In 1998, New York University film students began NewFilmmakers, which became a popular weekly series having screened many thousands of documentary, short, and feature films. Films that have played in this series include David Maquiling's Too Much Sleep (1997), Daniel Myrick and Eduardo Sánchez's The Blair Witch Project (1999), Matthew James Sheridan's Wrestlemaniac (2006), Lucas Elliot Eberl's Choose Connor (2007), Usher Morgan's Prego (2015) and Christonikos Tsalikis' I Am Here (2016).

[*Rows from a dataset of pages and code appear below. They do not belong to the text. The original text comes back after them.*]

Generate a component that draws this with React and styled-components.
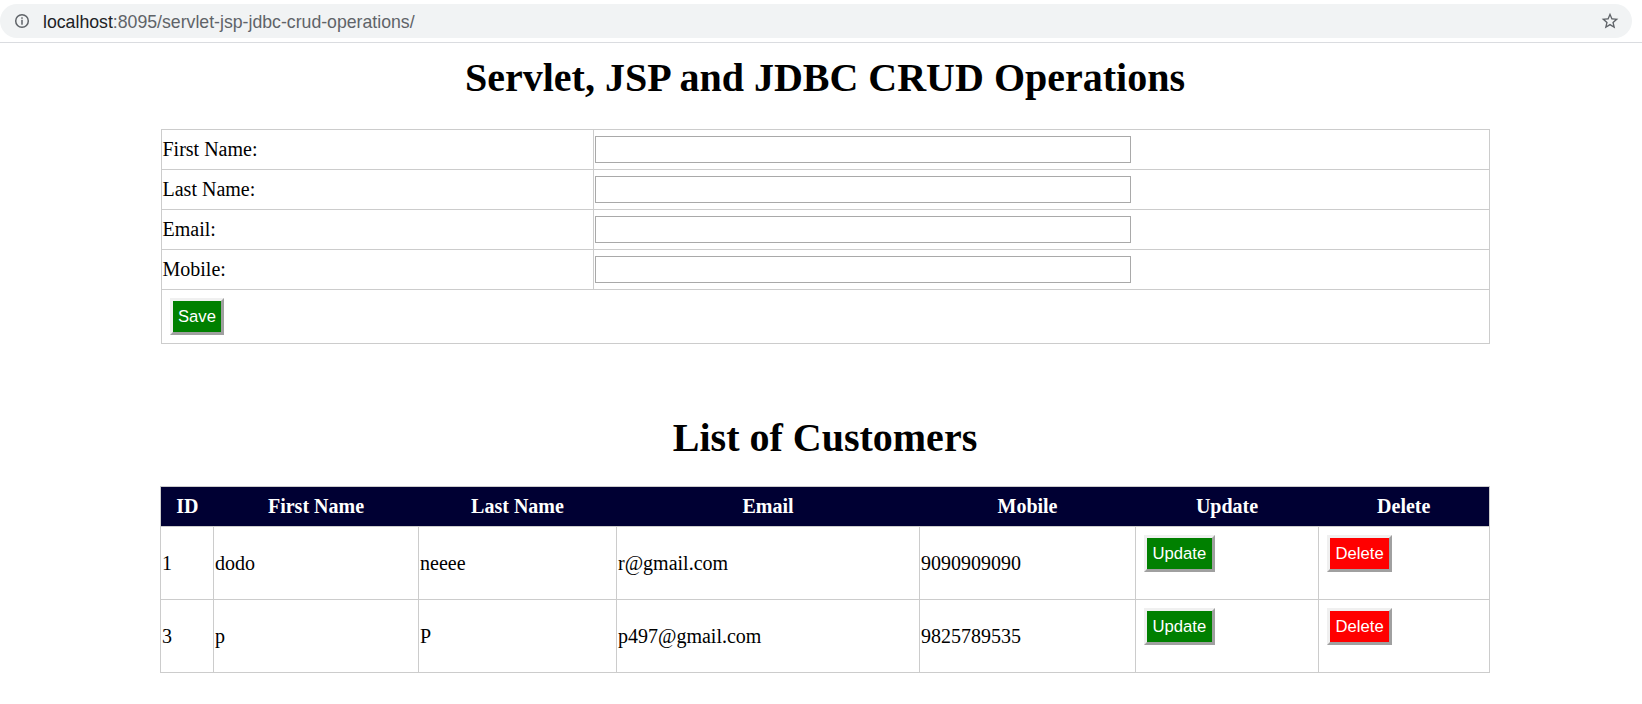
import React from "react";
import styled, { createGlobalStyle } from "styled-components";

const GlobalStyle = createGlobalStyle`
  html, body {
    margin: 0;
    padding: 0;
    background: #fff;
  }
  body {
    font-family: "Liberation Serif", "Times New Roman", serif;
    font-size: 20px;
    color: #000;
  }
`;

// barra do navegador
const Toolbar = styled.div`
  height: 42px;
  border-bottom: 1px solid #dadce0;
  display: flex;
  align-items: center;
  padding-right: 10px;
  background: #fff;
`;

const Omnibox = styled.div`
  flex: 1;
  height: 34px;
  border-radius: 17px;
  background: #f1f3f4;
  display: flex;
  align-items: center;
  padding: 0 12px 0 14px;
`;

const UrlText = styled.div`
  flex: 1;
  margin-left: 13px;
  padding-top: 2px;
  font-family: "Liberation Sans", Arial, sans-serif;
  font-size: 17.7px;
  color: #5f6368;
  white-space: nowrap;
`;

const Host = styled.span`
  color: #202124;
`;

const IconBox = styled.svg`
  display: block;
  flex: none;
  fill: #5f6368;
`;

const Page = styled.div`
  padding-left: 8px;
  padding-bottom: 30px;
`;

const Title = styled.h1`
  margin: ${(props) => props.$top}px 0 ${(props) => props.$bottom}px;
  font-size: 40px;
  line-height: 46px;
  font-weight: bold;
  text-align: center;
`;

const Table = styled.table`
  width: 1329px;
  margin: 0 auto;
  border-collapse: collapse;
  border: 1px solid #ccc;
  table-layout: fixed;
`;

const Tr = styled.tr`
  height: ${(props) => props.$height}px;
`;

//celula de cabecalho
const Th = styled.th`
  background: #000033;
  color: #fff;
  font-weight: bold;
  text-align: center;
  padding: 1px;
  border: none;
  border-top: 1px solid #ccc;
`;

//celula de dados
const Td = styled.td`
  border: 1px solid #ccc;
  padding: 1px;
  vertical-align: ${(props) => (props.$top ? "top" : "middle")};
  text-align: left;
`;

const TextInput = styled.input`
  box-sizing: border-box;
  width: 536px;
  height: 27px;
  margin: 0;
  border: 1px solid #a9a9a9;
  vertical-align: middle;
  background: #fff;
`;

const Button = styled.button`
  margin: 7px;
  padding: 6px 5.5px;
  border: 3px solid;
  border-color: #f0f0f0 #a0a0a0 #a0a0a0 #f0f0f0;
  background: ${(props) => (props.$danger ? "#ff0000" : "#008000")};
  color: #fff;
  font-family: "Liberation Sans", Arial, sans-serif;
  font-size: 16.67px;
  line-height: 19px;
  display: inline-block;
  cursor: pointer;
`;

const customers = [
  { id: 1, first: "dodo", last: "neeee", email: "r@gmail.com", mobile: "9090909090" },
  { id: 3, first: "p", last: "P", email: "p497@gmail.com", mobile: "9825789535" },
];

const fields = ["First Name:", "Last Name:", "Email:", "Mobile:"];

const InfoIcon = () => (
  <IconBox width="16" height="16" viewBox="0 0 16 16">
    <circle cx="8" cy="8" r="6.3" fill="none" stroke="#5f6368" strokeWidth="1.5" />
    <rect x="7.25" y="4.3" width="1.5" height="1.5" />
    <rect x="7.25" y="6.8" width="1.5" height="4.9" />
  </IconBox>
);

const StarIcon = () => (
  <IconBox width="20" height="20" viewBox="0 0 24 24">
    <path d="M22 9.24l-7.19-.62L12 2 9.19 8.63 2 9.24l5.46 4.73L5.82 21 12 17.27 18.18 21l-1.63-7.03L22 9.24zM12 15.4l-3.76 2.27 1-4.28-3.32-2.88 4.38-.38L12 6.1l1.71 4.04 4.38.38-3.32 2.88 1 4.28L12 15.4z" />
  </IconBox>
);

export default function App() {
  return (
    <>
      <GlobalStyle />
      <Toolbar>
        <Omnibox>
          <InfoIcon />
          <UrlText>
            <Host>localhost</Host>:8095/servlet-jsp-jdbc-crud-operations/
          </UrlText>
          <StarIcon />
        </Omnibox>
      </Toolbar>

      <Page>
        <Title $top={12} $bottom={28}>Servlet, JSP and JDBC CRUD Operations</Title>

        <Table>
          <colgroup>
            <col style={{ width: 432 }} />
            <col />
          </colgroup>
          <tbody>
            {fields.map((f) => (
              <Tr key={f} $height={40}>
                <Td>{f}</Td>
                <Td>
                  <TextInput type="text" />
                </Td>
              </Tr>
            ))}
            <Tr $height={53}>
              <Td colSpan={2} $top>
                <Button>Save</Button>
              </Td>
            </Tr>
          </tbody>
        </Table>

        <Title $top={71} $bottom={25}>List of Customers</Title>

        <Table>
          <colgroup>
            <col style={{ width: 53 }} />
            <col style={{ width: 205 }} />
            <col style={{ width: 198 }} />
            <col style={{ width: 303 }} />
            <col style={{ width: 216 }} />
            <col style={{ width: 183 }} />
            <col style={{ width: 171 }} />
          </colgroup>
          <thead>
            <Tr $height={40}>
              <Th>ID</Th>
              <Th>First Name</Th>
              <Th>Last Name</Th>
              <Th>Email</Th>
              <Th>Mobile</Th>
              <Th>Update</Th>
              <Th>Delete</Th>
            </Tr>
          </thead>
          <tbody>
            {customers.map((c) => (
              <Tr key={c.id} $height={73}>
                <Td>{c.id}</Td>
                <Td>{c.first}</Td>
                <Td>{c.last}</Td>
                <Td>{c.email}</Td>
                <Td>{c.mobile}</Td>
                <Td $top>
                  <Button>Update</Button>
                </Td>
                <Td $top>
                  <Button $danger>Delete</Button>
                </Td>
              </Tr>
            ))}
          </tbody>
        </Table>
      </Page>
    </>
  );
}
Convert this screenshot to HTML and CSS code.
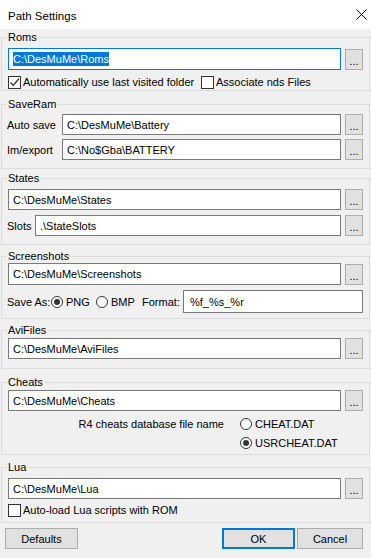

==Programs and collections==
Anthology Film Archives screens nearly 1,000 public programs annually; features weekly in-person appearances by artists with their work; and publishes historical and scholarly books and catalogs. Anthology maintains an invaluable collection of approximately 20,000 films and 5,000 videotapes and preserves 25-35 films each year with more than 900 titles preserved to date. Anthology's research library holds the world's largest collection of paper materials documenting the history of American and international film and video as art, and is accessed weekly by students, scholars, researchers, writers, artists, and curators.

== Notable artists represented in the collection ==

- Vito Acconci
- Peggy Ahwesh
- Kenneth Anger
- Bruce Baillie
- Ericka Beckman
- Jordan Belson
- Wallace Berman
- Edward Bland
- Lizzie Borden
- Stan Brakhage
- Robert Breer
- James Broughton
- Rudy Burckhardt
- Mary Ellen Bute
- Shirley Clarke
- Bruce Conner
- Tony Conrad
- Joseph Cornell
- Storm de Hirsch
- Manuel De Landa
- Maya Deren
- Robert Downey Sr.
- Ed Emshwiller
- Bradley Eros
- Abel Ferrara
- Fluxus
- Hollis Frampton
- Robert Frank
- Ernie Gehr
- Bette Gordon
- Dwinell Grant
- Alexander Hammid
- Hilary Harris
- Jerome Hill
- J. Hoberman
- Peter Hutton
- Ken Jacobs
- Joan Jonas
- Larry Jordan
- Marjorie Keller
- Peter Kubelka
- George Kuchar
- Mike Kuchar
- Frank Kuenstler
- George Landow
- Fernand Léger
- Alfred Leslie
- Helen Levitt
- Jeanne Liotta
- Len Lye
- Danny Lyon
- Willard Maas
- George Maciunas
- Gregory Markopoulos
- Jim McBride
- Taylor Mead
- Jonas Mekas
- Marie Menken
- Robert Nelson
- Nam June Paik
- Sidney Peterson
- Luther Price
- Ron Rice
- Hans Richter
- Lionel Rogosin
- Barbara Rubin
- Carolee Schneemann
- Paul Sharits
- Harry Smith
- Jack Smith
- Michael Snow
- Warren Sonbert
- Frank Stauffacher
- Amy Taubin
- Stan Vanderbeek
- Andy Warhol
- Joyce Weiland
- Jud Yalkut

==The building==
Manhattan Third District Magistrate's Courthouse and Jail, aka New Essex Market Courthouse, at 32 Second Avenue (aka 43-45 East 2nd Street), opened on April 30, 1919. The three-story brick and terra cotta building was designed in the Renaissance Revival style by Alfred Hopkins, author of a book on prison construction. The design replaced a more ambitious 1913 plan for a 14-story municipal tower.

One of the most notorious gang murders in a neighborhood then notorious for its gangs occurred outside the courthouse doors on August 28, 1923, when "Kid Dropper" was assassinated by gunman Louis Cohen.

The court relocated after February 1946, and the building became a youth center for the Police Athletic League. After 1948, the building was known as the Lower Manhattan Magistrate's Courthouse.

The building lies within the East Village/Lower East Side Historic District, designated by the New York City Landmarks Preservation Commission in 2012.

==In popular culture==
In the 2004 film Spider-Man 2, the Anthology Film Archives building was used as the exterior of Doctor Octopus' laboratory.